The sad teen. Everything in life is fuckin'
miserable. You constantly look over your
shoulder and wonder who is judging you ... even
when you are alone. So naturally, you have
become a little paranoid and pessamistic. Your
personality can be one demensional but
confusing. You are constantly bored with life
and wish that something could spice it up. You
have a unique view on life and have identified
the problems with school society (Ex ... what
makes popular people, how the student mind
works ...) You would rather be alone because you
hate being hurt. You tend to think that no one
understands you, not even your parents /
guardians / friends. But that is just the
opposite! The people who love you want to
help, but they don't know how because they have
a feeling that they will say something wrong
and turn you away. You have to let them know
that you are willing to hear what they have to
say ... and it might do some good to listen to
them.

Some fields you might consider going
in when you are older ... Judge, author,
songwriter, producer, therapist, psychologist,
philosopher, or forensic scientist. You need a
job where you can express yourself and your
views on life. Or you need a field where you
can judge others and predict what is going on
in others life. Either way... you have the
personality to get you a good job that will
support you throughout life.


What type of teenager are you?
brought to you by Quizilla

You know ... that is exactly right. Except ... people DON'T understand me. How can anyone understand me when I can't even understand myself? People think that they're just that perfect smart-ass who assumes they know everything there is to know about me ... they judge me before they even know my name. I hate those kind of people.

I remember, when I was in my "gothic" stage in 8th grade, I told everyone I was gothic. I acted and looked the part; the Hot Topic outfits, black nails, black eye-liner, black dyed hair (I'm a natural blonde), cutting, pushing everyone away, breaking down at school, staying to myself ... the list goes on and on. Even though that's when people hated me the most and people talked about me the most ... sometimes I wish I could go back to that. Because, I didn't make myself get hurt. People hated me, but I didn't do anything to cause it.

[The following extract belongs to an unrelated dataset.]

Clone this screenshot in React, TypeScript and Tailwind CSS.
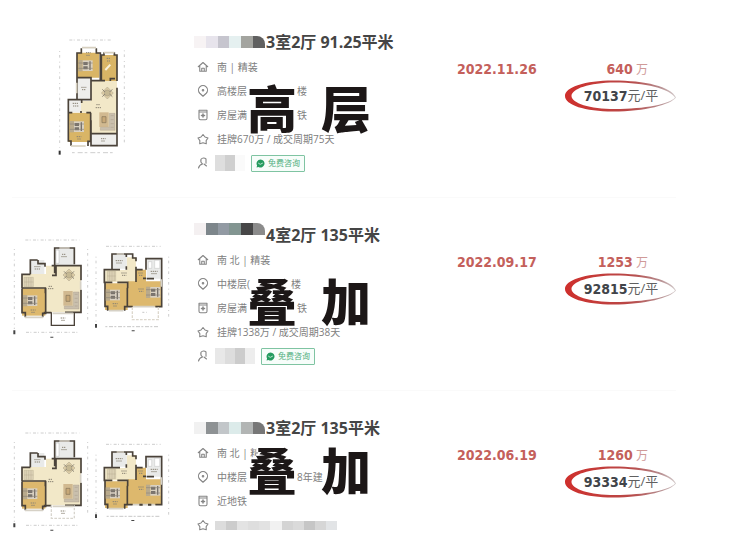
import type { ReactNode } from "react"

type Line = { icon: ReactNode; before: string; after?: string; gap?: string }

type Listing = {
  id: string
  title: string
  mosaic: string[]
  mosaicAlign: string
  lines: Line[]
  agent?: string[]
  stamp: string
  stampTop: string
  date: string
  total: string
  unit: string
  plans: ReactNode
}

function LineIcon({ children }: { children: ReactNode }) {
  return (
    <svg
      viewBox="0 0 24 24"
      className="h-3 w-3 shrink-0 text-[#858585]"
      fill="none"
      stroke="currentColor"
      strokeWidth="2.2"
      strokeLinejoin="round"
      strokeLinecap="round"
      aria-hidden="true"
    >
      {children}
    </svg>
  )
}

const homeIcon = (
  <LineIcon>
    <path d="M2.500 11.500 12 3l9.500 8.500M5.500 10v10.500h13V10M9.500 20.500v-6h5v6" />
  </LineIcon>
)

const pinIcon = (
  <LineIcon>
    <path d="M12 22.500 5.500 16.500a9 9 0 1 1 13 0z" />
    <circle cx="12" cy="10.500" r="1.500" />
  </LineIcon>
)

const tagIcon = (
  <LineIcon>
    <path d="M4 2.500h16v16a3 3 0 0 1-3 3H7a3 3 0 0 1-3-3zM4 6h16" />
    <path d="M12 10v6M9 13h6" strokeWidth="3" />
  </LineIcon>
)

const starIcon = (
  <LineIcon>
    <path d="m12 3 4 5 6 2-3.700 5.200.2 6.300L12 19.500l-6.500 2 .2-6.300L2 10l6-2z" />
  </LineIcon>
)

const userIcon = (
  <LineIcon>
    <path d="M8 4.500A7 7 0 0 1 18 4v8.500M8 4.500c-1 4 0 7.500 3 9.500-4 1-7 4-8 8M14 14l5 4" />
  </LineIcon>
)

function Bed({ x, y }: { x: number; y: number }) {
  return (
    <g transform={`translate(${x} ${y})`}>
      <path d="M0 0h13v34H0z" fill="#b9aa8c" />
      <path d="M13 1h30v32H13z" fill="#d9d1c2" />
      <path d="M15 6h13v9H15zM15 19h13v9H15zM33 4h4v26h-4z" fill="#77716b" />
      <path d="M0 9h43M0 25h43" stroke="#8b8478" strokeWidth="2" />
    </g>
  )
}

function Sofa({ x, y }: { x: number; y: number }) {
  return (
    <g transform={`translate(${x} ${y})`}>
      <path d="M0 0h28v44H0z" fill="#d1b990" />
      <path d="M8 13h12v18H8z" fill="#c7a878" stroke="#847258" strokeWidth="2" />
      <path d="M30 3h17v51H3V45h27z" fill="#c9bfad" stroke="#a0967f" />
      <path d="M34 10h9M34 22h9M34 34h9M34 45h9" stroke="#958a76" />
    </g>
  )
}

function Table({ x, y }: { x: number; y: number }) {
  return (
    <g transform={`translate(${x} ${y})`} stroke="#8d8676">
      <path d="m0-18 18 18L0 18-18 0z" fill="#dccca5" />
      <circle r="9" fill="#c5b893" />
      <path d="m-15-11 8 8M15-11l-8 8M-15 11l8-8M15 11 7 3" strokeWidth="3" />
    </g>
  )
}

function HighRisePlan() {
  return (
    <svg viewBox="170 45 210 360" className="h-[120px] w-[70px]" role="img" aria-label="户型图">
      <g stroke="#b5b5b5" strokeWidth="2" fill="none">
        <path d="M207 57h128" strokeDasharray="9 4 3 7" />
        <path d="M215 395h128" strokeDasharray="8 9 15 6" />
        <path d="M178 90v290M372 88v285" strokeDasharray="3 9 8 12" />
      </g>
      <path d="M175 389h6v12h-6z" fill="#333" />
      <path d="M230 95h67v75h-67zM303 102h47v78h-47zM204 275h67v88h-67z" fill="#d9b566" />
      <path d="M272 180h78v158h-78zM242 240h35v35h-35z" fill="#f2e8c8" />
      <path d="M230 170h42v66h-42zM204 236h38v38h-38zM272 338h78v36h-78z" fill="#eeeeec" />
      <g fill="none" stroke="#4a4239" strokeWidth="5">
        <path d="M243 82v14h-13v74h42v9h28V96h-12V82M300 179h14M303 180V102h8V94m31 0v8h8v78M330 180v-7h14M230 170v66M272 170v66h-42M242 236h-38v40M204 275h12M244 236v10M242 270v6M258 275h14M204 275v85h8v14M271 275v86h-8v14M350 200v138h-78v-40M272 338v36h78v-36" />
      </g>
      <path d="M245 80h42M310 95h32M212 375h44M229 185v32" stroke="#d6cfbf" strokeWidth="5" />
      <Bed x={234} y={117} />
      <path d="m315 147 15-16" stroke="#f9f2dc" strokeWidth="6" />
      <Table x={321} y={216} />
      <Sofa x={297} y={274} />
      <Bed x={208} y={300} />
      <g stroke="#8a8374" strokeWidth="3" strokeDasharray="4 2">
        <path d="M257 95h14M258 103h12M319 112h10M320 120h9M243 199h15M245 206h12M217 247h18M218 255h16M288 251h12M286 260h18M229 347h14M231 354h12M302 353h14M303 360h12" />
      </g>
    </svg>
  )
}

function LowerPlan({ open }: { open?: boolean }) {
  return (
    <svg viewBox="36 52 234 303" className="h-[101px] w-[78px]" role="img" aria-label="下层户型图">
      <g stroke="#b5b5b5" strokeWidth="2" fill="none">
        <path d="M76 58h162M78 335h160" strokeDasharray="9 4 3 7" />
        <path d="M43 85v240M263 85v220" strokeDasharray="3 9 8 12" />
      </g>
      <path d="M40 329h6v12h-6zM151 348h9v3h-9z" fill="#444" />
      <path d="M66 160h72v-25h105v140H138v-73H66z" fill="#f2e8c8" />
      <path d="M66 203h70v82H66z" fill="#ddb86d" />
      <path d="M91 118h42v42H91zM164 82h59v50h-59z" fill="#e9eae9" />
      <g fill="none" stroke="#4a4239" strokeWidth="5">
        <path d="M91 161v-43h22M114 118v11h21v9M91 161H66v41M66 202h70v16M66 203v73h10v14M137 202v76h-9v12M164 158V82h59v49M155 135h88v44M168 135v29h-12M243 207v68h-48M131 276h23" />
        <path
          d="M154 275v39h69v-39"
          stroke={open ? "#d8d5ce" : "#4a4239"}
          strokeWidth="4"
          strokeDasharray={open ? "8 4" : undefined}
        />
      </g>
      <path d="M75 290h54M178 82h31M158 278h62M242 182v24" stroke="#d6d1c6" strokeWidth="5" />
      <path d="M72 170h28v28H72z" fill="#ddd2b6" stroke="#aaa087" />
      <path d="M79 170v28M86 170v28M93 170v28M72 184h28" stroke="#aaa087" />
      <path d="M168 88h9v40h-9z" fill="#fff" stroke="#999" />
      <Table x={207} y={163} />
      <Sofa x={190} y={211} />
      <Bed x={69} y={223} />
      <g stroke="#8a8374" strokeWidth="3" strokeDasharray="4 2">
        <path d="M186 101h12M184 108h16M103 138h19M104 145h17M146 197h12M144 204h18M92 268h15M94 275h12M182 292h14M184 299h12" />
      </g>
    </svg>
  )
}

function UpperPlanDrawing() {
  return (
    <>
      <path d="M288 108v200M506 108v190" stroke="#b5b5b5" strokeWidth="2" strokeDasharray="3 9 8 12" />
      <path d="M318 77h164" stroke="#b5b5b5" strokeWidth="2" strokeDasharray="9 4 3 7" />
      <path d="M316 148h64v-38h28v75h-93z" fill="#f2e8c8" />
      <path d="M315 188h68v80h-68zM384 182h24v-35h30v35h46v76H384z" fill="#ddb86d" />
      <path d="M336 101h44v43h-44zM440 116h44v58h-44z" fill="#e9eae9" />
      <g fill="none" stroke="#4a4239" strokeWidth="5">
        <path d="M336 147v-47h62v12h10v10M379 100v9M379 137v10M360 147h-47v38h24M352 185h31v18M315 185v72h8v13M382 201v57h-8v12M408 138v46M408 147h20M438 147v-33h47v59M485 173v85h-19M398 258h-16M438 173h-9M440 174h22" />
      </g>
      <path d="M350 100h22M327 270h43M399 258h65M484 176v22" stroke="#d6d1c6" strokeWidth="5" />
      <path d="M322 152h25v28h-25z" fill="#ddd2b6" stroke="#aaa087" />
      <path d="M329 152v28M336 152v28M343 152v28M322 166h25" stroke="#aaa087" />
      <path d="M445 123h10v20h-10zM464 119h15v24h-15z" fill="#fff" stroke="#aaa" />
      <Bed x={317} y={206} />
      <Bed x={438} y={198} />
      <g stroke="#8a8374" strokeWidth="3" strokeDasharray="4 2">
        <path d="M347 120h21M349 127h17M364 157h16M366 164h13M415 157h14M417 164h11M452 152h21M454 159h17M338 249h15M340 256h12M415 205h16M417 212h13" />
      </g>
    </>
  )
}

function UpperPlan() {
  return (
    <svg viewBox="282 70 234 267" className="h-[89px] w-[78px]" role="img" aria-label="上层户型图">
      <UpperPlanDrawing />
      <path d="M397 260v37h78v-37" fill="none" stroke="#ddd8cd" strokeWidth="4" strokeDasharray="8 4" />
      <path d="M427 275h13M316 318h162" stroke="#aaa" strokeWidth="2" strokeDasharray="6 5 12 4" />
      <path d="M285 310h6v11h-6zM395 329h9v3h-9z" fill="#444" />
    </svg>
  )
}

function UpperPlanShort() {
  return (
    <svg viewBox="282 67 234 246" className="h-[82px] w-[78px]" role="img" aria-label="上层户型图">
      <UpperPlanDrawing />
      <path d="M418 258h10M444 258h10" stroke="#4a4239" strokeWidth="6" />
      <path d="M320 293h162" stroke="#aaa" strokeWidth="2" strokeDasharray="6 5 12 4" />
      <path d="M285 287h6v11h-6zM394 304h9v3h-9z" fill="#444" />
    </svg>
  )
}

const listings: Listing[] = [
  {
    id: "a",
    title: "3室2厅 91.25平米",
    mosaic: ["bg-[#f7f3f4]", "bg-[#e7e4ec]", "bg-[#c6c5ce]", "bg-[#e5f0f0]", "bg-[#a3a49f]", "bg-[#606060]"],
    mosaicAlign: "self-center",
    lines: [
      { icon: homeIcon, before: "南 | 精装" },
      { icon: pinIcon, before: "高楼层", after: "楼", gap: "w-[50px]" },
      { icon: tagIcon, before: "房屋满", after: "铁", gap: "w-[50px]" },
      { icon: starIcon, before: "挂牌670万 / 成交周期75天" },
    ],
    agent: ["bg-[#dedede]", "bg-[#cfcfcf]", "bg-[#fafafa]"],
    stamp: "高层",
    stampTop: "top-[54px]",
    date: "2022.11.26",
    total: "640",
    unit: "70137",
    plans: <HighRisePlan />,
  },
  {
    id: "b",
    title: "4室2厅 135平米",
    mosaic: ["bg-[#f4f0f1]", "bg-[#7d868b]", "bg-[#929aa3]", "bg-[#829591]", "bg-[#464647]", "bg-[#8b8b8b]"],
    mosaicAlign: "self-start",
    lines: [
      { icon: homeIcon, before: "南 北 | 精装" },
      { icon: pinIcon, before: "中楼层(", after: "楼", gap: "w-[41px]" },
      { icon: tagIcon, before: "房屋满", after: "铁", gap: "w-[50px]" },
      { icon: starIcon, before: "挂牌1338万 / 成交周期38天" },
    ],
    agent: ["bg-[#e8e8e8]", "bg-[#dddddd]", "bg-[#cccccc]", "bg-[#ededed]"],
    stamp: "叠加",
    stampTop: "top-[54px]",
    date: "2022.09.17",
    total: "1253",
    unit: "92815",
    plans: (
      <>
        <LowerPlan />
        <UpperPlan />
      </>
    ),
  },
  {
    id: "c",
    title: "3室2厅 135平米",
    mosaic: ["bg-[#f1f1f1]", "bg-[#8e9294]", "bg-[#c2c6c9]", "bg-[#dcebea]", "bg-[#b2b5b4]", "bg-[#777777]"],
    mosaicAlign: "self-center",
    lines: [
      { icon: homeIcon, before: "南 北 | 精" },
      { icon: pinIcon, before: "中楼层", after: "8年建", gap: "w-[50px]" },
      { icon: tagIcon, before: "近地铁" },
    ],
    stamp: "叠加",
    stampTop: "top-[30px]",
    date: "2022.06.19",
    total: "1260",
    unit: "93334",
    plans: (
      <>
        <LowerPlan open />
        <UpperPlanShort />
      </>
    ),
  },
]

const hiddenLine = [
  "bg-[#dcdcdc]",
  "bg-[#cccccc]",
  "bg-[#e3e3e3]",
  "bg-[#dedede]",
  "bg-[#e2e2e2]",
  "bg-[#f1f1f1]",
  "bg-[#d4d4d4]",
  "bg-[#dadada]",
  "bg-[#c6c6c6]",
  "bg-[#d6d6d6]",
  "bg-[#e2e4e6]",
]

function PriceRing({ id }: { id: string }) {
  return (
    <svg
      viewBox="0 0 112 32"
      className="pointer-events-none absolute inset-0 h-8 w-28"
      aria-hidden="true"
    >
      <defs>
        <linearGradient id={`ring-${id}`}>
          <stop offset="0" stopColor="#cf2f2c" />
          <stop offset="0.6" stopColor="#b84a49" />
          <stop offset="0.85" stopColor="#b58a8c" />
          <stop offset="1" stopColor="#d4cccc" />
        </linearGradient>
      </defs>
      <path
        fill={`url(#ring-${id})`}
        fillRule="evenodd"
        d="M1 16C1 7 21 .5 49 .5c32 0 58 6 63 17-5 7-31 14-63 14C21 31.500 1 25 1 16zM7.500 16c0 7 18 13 43.500 13 30 0 55-5 60-11.500C106 9 81 2.500 51 2.500 25 2.500 7.500 9 7.500 16z"
      />
    </svg>
  )
}

function ConsultButton() {
  return (
    <button
      type="button"
      className="flex h-[17px] items-center gap-[3px] rounded-[1px] border border-[#7fc4a2] bg-[#f7fdfa] px-1 text-[8px] leading-none text-[#4fae80]"
    >
      <svg viewBox="0 0 16 16" className="h-[9px] w-[9px]" aria-hidden="true">
        <path d="M8 1a7 7 0 1 1-3.500 13L1 15l.9-3.600A7 7 0 0 1 8 1z" fill="#259b5f" />
        <path d="m4.500 7.500 3 2 4-2" fill="none" stroke="#d8f2e4" strokeWidth="1.500" strokeLinecap="round" />
      </svg>
      免费咨询
    </button>
  )
}

function ListingRow({ listing }: { listing: Listing }) {
  return (
    <article className="grid grid-cols-[160px_minmax(0,1fr)_107px_112px] pt-[25px] pb-[22px]">
      <div className="flex h-[131px] items-center justify-center gap-1">{listing.plans}</div>

      <div className="relative pl-[22px]">
        <h2 className="flex h-6 items-center gap-px text-base font-bold whitespace-nowrap text-[#454545]">
          <span className={`flex h-3 w-[71px] overflow-hidden rounded-tr-lg ${listing.mosaicAlign}`}>
            {listing.mosaic.map((tone) => (
              <span key={tone} className={`flex-1 ${tone}`} />
            ))}
          </span>
          {listing.title}
        </h2>

        <ul className="pt-px pl-[3px] text-[10px] leading-6 whitespace-nowrap text-[#808080]">
          {listing.lines.map((line) => (
            <li key={line.before} className="flex h-6 items-center">
              {line.icon}
              <span className="pl-2">{line.before}</span>
              {line.gap && <span className={line.gap} />}
              {line.after}
            </li>
          ))}
          {listing.agent ? (
            <li className="flex h-6 items-center">
              {userIcon}
              <span className="flex h-4 px-1.5">
                {listing.agent.map((tone) => (
                  <span key={tone} className={`h-4 w-[10px] ${tone}`} />
                ))}
              </span>
              <ConsultButton />
            </li>
          ) : (
            <li className="flex h-6 items-center gap-1.5">
              {starIcon}
              <span className="flex h-[9px] w-[122px]">
                {hiddenLine.map((tone) => (
                  <span key={tone} className={`flex-1 ${tone}`} />
                ))}
              </span>
            </li>
          )}
        </ul>

        <p
          className={`absolute left-[75px] flex gap-6 text-[50px] leading-[50px] font-black text-[#1c1717] [text-shadow:0_0_2px_#fff,2px_0_#fff,-2px_0_#fff,0_2px_#fff,0_-2px_#fff] ${listing.stampTop}`}
        >
          {listing.stamp.split("").map((char) => (
            <span key={char}>{char}</span>
          ))}
        </p>
      </div>

      <time className="pt-[29px] font-['DejaVu_Sans_Condensed','DejaVu_Sans'] text-sm leading-5 font-bold text-[#c4605b]">
        {listing.date}
      </time>

      <div className="pt-[29px]">
        <p className="pr-7 text-right text-xs leading-5 text-[#d09a98]">
          <span className="font-['DejaVu_Sans_Condensed','DejaVu_Sans'] text-sm font-bold text-[#c4605b]">
            {listing.total}
          </span>{" "}
          万
        </p>
        <p className="relative flex h-8 items-center justify-center pl-0.5 text-[13px] text-[#606060]">
          <PriceRing id={listing.id} />
          <span className="font-['DejaVu_Sans_Condensed','DejaVu_Sans'] text-sm font-bold text-[#414449]">
            {listing.unit}
          </span>
          元/平
        </p>
      </div>
    </article>
  )
}

export default function App() {
  return (
    <main className="min-h-screen bg-white pt-[5px] pr-16 pl-3 font-['Open_Sans','Noto_Sans_CJK_SC',sans-serif]">
      <div className="divide-y divide-[#fafafa]">
        {listings.map((listing) => (
          <ListingRow key={listing.id} listing={listing} />
        ))}
      </div>
    </main>
  )
}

I was by myself, alone to my thoughts where no one could reach me ... I liked that. Even if it meant I had to go back to being a cutter, if I could prevent myself from being hurt over and over, I'd do it. I already want to cut again ... I haven't for 23 days ... seems wayyy longer than that for me. It even seems longer than when I went 149 days ... Weird ...

Heh ... even with that part wrong, everything else is right. Even the future jobs are correct. Well, not the therapists. *shivers* I wish all therapists and psychologists would die. But, being an author, songwriter, or philosopher would be something I'd want to do. Of course, singing is first; but if that doesn't happen, those are my backups. Heh, how can someone as twisted at myself want to be a singer? But I do ... more than anything else in the world. To be able to sing songs that come from my soul ... that would be perfect. To sing songs like Amy Lee's. Tourniquet, Imaginary, Everybody's Fool, and Hello describe me so much. I think I'm going to listen to that CD now.

Get all depressed then work on my FMA fic. Wow, what a concept I have.